Frequently Asked Questions
What tax deductions are available to rental property owners in the U.S.?
Rental property owners can deduct mortgage interest, property taxes, insurance premiums, property management fees, repairs and maintenance, advertising, professional fees, and depreciation — the annual deduction for the cost of the property itself over its useful life. Additional deductions may be available for home office use, travel related to property management, and cost segregation components. Manay CPA prepares a comprehensive deduction analysis for every property in your portfolio, ensuring that no available deduction is overlooked and that all deductions are properly substantiated.
How does a cost segregation study work and is it worth it for my property?
A cost segregation study is an engineering-based analysis that reclassifies components of a real estate asset from their standard depreciation life — 27.5 or 39 years — into shorter categories of 5, 7, or 15 years, dramatically accelerating the depreciation deductions available in the early years of ownership. The study is typically performed by specialized engineers and produces a detailed component-by-component report that supports the accelerated depreciation treatment on your tax return.
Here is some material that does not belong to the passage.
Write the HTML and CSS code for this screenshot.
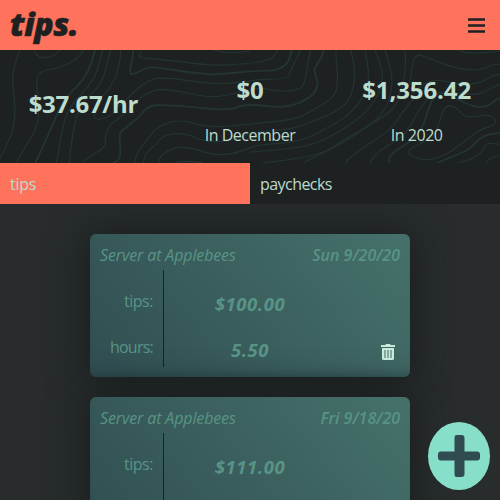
FILE: index.html
```html
<!DOCTYPE html>
<html lang="en">
<head>
<meta charset="utf-8">
<title>tips.</title>
<link rel="stylesheet" href="styles.css">
</head>
<body>
<header class="topbar">
  <h1 class="logo">tips.</h1>
  <svg class="menu" viewBox="0 0 17 15"><path d="M0 1.5h17M0 7.5h17M0 13.5h17"/></svg>
</header>
<section class="summary">
  <svg class="contours" viewBox="0 15 1500 339" preserveAspectRatio="none">
    <path d="M58 15C50 50 35 75 38 110S50 190 42 235S15 310 0 340"/>
    <path d="M102 15C110 45 155 45 180 15"/>
    <path d="M250 15C235 50 180 70 140 75C100 85 112 115 112 150S122 220 105 255S65 320 50 354"/>
    <path class="major" d="M285 15C275 60 260 95 235 120S190 160 170 210S130 300 106 354"/>
    <path d="M308 15C295 65 290 95 260 130S205 180 190 240S180 320 168 354"/>
    <path d="M332 15C320 60 315 110 280 140S230 200 220 260S210 320 208 354"/>
    <path d="M362 15C360 80 335 130 300 160C285 190 275 220 290 222C330 225 340 200 360 180C400 150 420 110 470 100C530 95 600 120 680 115S760 103 800 103S865 100 867 90S890 40 902 15"/>
    <path class="major" d="M399 15C400 40 385 80 392 86C410 95 420 65 460 67C520 72 570 87 640 88C700 86 740 77 800 77S870 45 875 15"/>
    <path d="M425 15C410 40 420 40 450 40C530 45 600 65 680 60S790 52 815 40L835 15"/>
    <path d="M640 15C680 25 700 25 750 18"/>
    <path d="M250 354C260 330 310 320 315 300C315 260 325 240 350 225C400 190 420 140 480 133C550 135 580 155 640 155S750 122 800 132S900 140 910 120S920 60 932 15"/>
    <path class="major" d="M340 354C375 340 355 310 360 265C380 240 420 220 430 200C450 175 480 180 520 182C600 185 650 200 700 190C735 175 770 180 820 185S945 165 952 120C957 100 938 90 945 70S970 40 970 15"/>
    <path d="M403 354C410 310 440 290 460 260C490 230 540 220 580 235C640 255 720 240 790 233S890 225 940 195S1010 160 1012 110S1006 50 1008 15"/>
    <path d="M430 354C435 315 460 310 475 290C495 260 550 260 590 280C640 300 690 290 740 270S850 265 910 240S1030 200 1050 155S1065 60 1052 15"/>
    <path d="M475 354C475 330 510 310 540 307C590 305 600 325 650 328S720 318 760 305S880 302 940 270S1050 220 1085 160S1100 50 1095 15"/>
    <path d="M525 353Q560 345 605 353"/>
    <path d="M750 321C830 315 920 310 970 285S1100 215 1130 155S1145 70 1125 15"/>
    <path d="M785 354C850 345 950 340 1000 305S1145 235 1165 170S1175 80 1155 15"/>
    <path d="M910 354C970 320 1030 300 1080 260S1180 210 1195 160S1220 90 1215 15"/>
    <path d="M1035 354C1070 310 1150 280 1180 240S1210 200 1240 160"/>
    <path d="M1110 354C1130 310 1180 300 1210 270S1250 190 1290 155S1400 160 1440 145S1480 125 1500 118"/>
    <path class="major" d="M1170 354C1155 325 1210 310 1240 280C1280 255 1280 170 1310 150S1385 180 1430 185S1475 165 1500 160"/>
    <path d="M1230 120C1230 90 1240 60 1240 45C1250 20 1275 35 1300 45S1370 75 1420 75S1465 55 1500 58"/>
    <path d="M1372 15C1400 30 1450 25 1500 18"/>
    <path d="M1240 145C1270 110 1300 100 1340 110S1430 120 1455 105S1485 90 1500 88"/>
    <path d="M1230 330C1210 310 1265 300 1295 275S1320 180 1350 182S1375 215 1410 215S1460 205 1475 215S1495 240 1460 248S1400 290 1350 320S1270 350 1230 330Z"/>
    <path class="major" d="M1310 354C1350 335 1400 325 1425 295S1470 270 1500 263"/>
    <path d="M1370 354C1410 345 1440 335 1450 310S1480 300 1500 297M1455 354Q1475 335 1500 330"/>
  </svg>
  <div class="stat rate"><strong>$37.67/hr</strong></div>
  <div class="stat"><strong>$0</strong><span>In December</span></div>
  <div class="stat"><strong class="year">$1,356.42</strong><span>In 2020</span></div>
</section>
<nav class="tabs"><a class="tab active">tips</a><a class="tab">paychecks</a></nav>
<main class="list">
  <article class="card">
    <div class="card-head"><em class="job">Server at Applebees</em><em class="date">Sun 9/20/20</em></div>
    <div class="card-body">
      <div class="labels"><span>tips:</span><span class="hours">hours:</span></div>
      <div class="values"><em>$100.00</em><em>5.50</em></div>
      <svg class="trash" viewBox="0 0 14 16"><path class="solid" d="M0 1h4.2L5 0h4l.8 1H14v2H0zM1 4h12v10.5a1.5 1.5 0 0 1-1.5 1.5h-9A1.5 1.5 0 0 1 1 14.500z"/><path class="slots" d="M4 6v8M7 6v8M10 6v8"/></svg>
    </div>
  </article>
  <article class="card">
    <div class="card-head"><em class="job">Server at Applebees</em><em class="date">Fri 9/18/20</em></div>
    <div class="card-body">
      <div class="labels"><span>tips:</span></div>
      <div class="values"><em>$111.00</em></div>
    </div>
  </article>
</main>
<button class="add" aria-label="Add"><svg viewBox="0 0 42 42"><path d="M18.500 0h5q3 0 3 3v13.500H39q3 0 3 3v3q0 3-3 3H26.500V39q0 3-3 3h-5q-2 0-2-3V25.500H3q-3 0-3-3v-3q0-3 3-3h13.500V3q0-3 2-3z"/></svg></button>
</body>
</html>
```
FILE: styles.css
```css
* { box-sizing: border-box; }
body {
  margin: 0;
  height: 500px;
  overflow: hidden;
  background: #282c2d;
  color: #bcdccd;
  font: 16px/21px "Open Sans", sans-serif;
  letter-spacing: -0.48px;
}
.topbar {
  height: 50px;
  padding: 0 15px 0 10px;
  display: flex;
  align-items: center;
  justify-content: space-between;
  background: #ff735c;
}
.logo {
  margin: 0 0 3px;
  font: italic 800 32px/40px "Open Sans", sans-serif;
  letter-spacing: -0.4px;
  color: #1d2122;
  -webkit-text-stroke: 0.5px #1d2122;
}
.menu { width: 17px; height: 15px; margin-top: 1px; }
.menu path { stroke: #1d2122; stroke-width: 2.6; }
.summary {
  position: relative;
  height: 113px;
  display: grid;
  grid-template-columns: repeat(3, 1fr);
  background: #1d2122;
}
.contours { position: absolute; inset: 0; width: 500px; height: 113px; }
.contours path { fill: none; stroke: #243433; stroke-width: 3.5; }
.contours .major { stroke-width: 5.5; }
.stat {
  position: relative;
  padding-top: 24px;
  display: flex;
  flex-direction: column;
  align-items: center;
  gap: 19px;
}
.stat strong { font-size: 24px; line-height: 32px; letter-spacing: -0.3px; }
.stat .year { letter-spacing: -0.1px; }
.rate { padding-top: 38px; }
.tabs { display: flex; height: 41px; background: #1d2122; }
.tab { flex: 1; padding: 11px 10px 9px; letter-spacing: -0.55px; }
.active { background: #ff735c; letter-spacing: -0.3px; }
.list {
  height: 296px;
  overflow: hidden;
  display: flex;
  flex-direction: column;
  align-items: center;
  gap: 20px;
  padding-top: 30px;
}
.card {
  width: 320px;
  height: 143px;
  flex: none;
  padding: 11px 10px 10px;
  border-radius: 6px;
  background: linear-gradient(50deg, #304e51, #46716b);
  box-shadow: 0 0 40px rgba(20, 23, 24, 0.85), inset 0 -10px 12px -10px rgba(28, 52, 58, 0.6);
  color: #589486;
}
.card-head { height: 25px; display: flex; justify-content: space-between; }
.job { letter-spacing: -0.13px; }
.date { font-weight: 600; letter-spacing: 0; }
.card-body { height: 97px; display: flex; position: relative; }
.labels {
  width: 64px;
  padding: 21px 10px 0 0;
  border-right: 1px solid #1d2122;
  display: flex;
  flex-direction: column;
  align-items: flex-end;
  gap: 25px;
}
.hours { letter-spacing: -0.75px; }
.values {
  width: 172px;
  padding-top: 22px;
  display: flex;
  flex-direction: column;
  align-items: center;
  gap: 22px;
  font-size: 18.5px;
  line-height: 24px;
  font-weight: 700;
  letter-spacing: 0.6px;
}
.trash { position: absolute; right: 5px; bottom: 7px; width: 14px; height: 16px; }
.trash .solid { fill: #c7eadc; }
.trash .slots { stroke: #82a99e; stroke-width: 2; }
.add {
  position: absolute;
  right: 10px;
  bottom: 10px;
  width: 62px;
  height: 68px;
  padding: 0;
  border: 0;
  border-radius: 50%;
  background: #88dfc9;
  display: grid;
  place-items: center;
}
.add svg { width: 42px; height: 42px; fill: #304c50; }
```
For commercial or residential rental properties with a cost basis above approximately $500,000, a cost segregation study frequently produces tax savings that significantly exceed the study cost. Manay CPA coordinates the study and integrates the findings directly into your depreciation schedule and tax return.
What is FIRPTA and how does it affect foreign owners of U.S. real estate?
FIRPTA — the Foreign Investment in Real Property Tax Act — requires that when a foreign person sells U.S. real property, the buyer must withhold a percentage of the gross sales price and remit it to the IRS as a prepayment of the seller’s U.S. tax obligation. The withholding rate is 15% for most residential transactions above $300,000. Foreign sellers can apply for a withholding certificate to reduce the amount withheld based on their actual expected tax liability. FIRPTA also requires foreign real estate owners to file annual U.S. tax returns reporting rental income from U.S. property. Manay CPA manages every aspect of FIRPTA compliance — from withholding certificate applications through annual income tax preparation and treaty-based filing positions.
How do passive activity loss rules affect my ability to deduct rental losses?
Under IRS passive activity loss rules, losses from rental activities are generally classified as passive and can only be deducted against other passive income in the current year. Losses that exceed passive income are suspended and carried forward to future years, where they can be applied against future passive income or fully released when the property is sold. A limited exception allows taxpayers with adjusted gross income below $100,000 who actively participate in their rental activity to deduct up to $25,000 in rental losses against non-passive income — with the exception phasing out completely at $150,000 AGI. Manay CPA analyzes your passive activity position annually, tracks suspended loss carryforwards, and advises on strategies to maximize current-year loss utilization within the rules.
Do I need to file state taxes in every state where I own rental property?
Yes. Owning rental property in a state creates nexus for state income tax purposes, which means you are required to file a state income tax return in every state where you own income-producing real estate — even if you are a resident of a different state. Each state has its own rules regarding rental income sourcing, allowable deductions, depreciation conformity with federal treatment, and filing thresholds. Some states impose additional taxes on foreign investors or have specific withholding requirements for non-resident property owners. Manay CPA prepares state returns for every jurisdiction in your portfolio and manages multi-state compliance across all 50 states.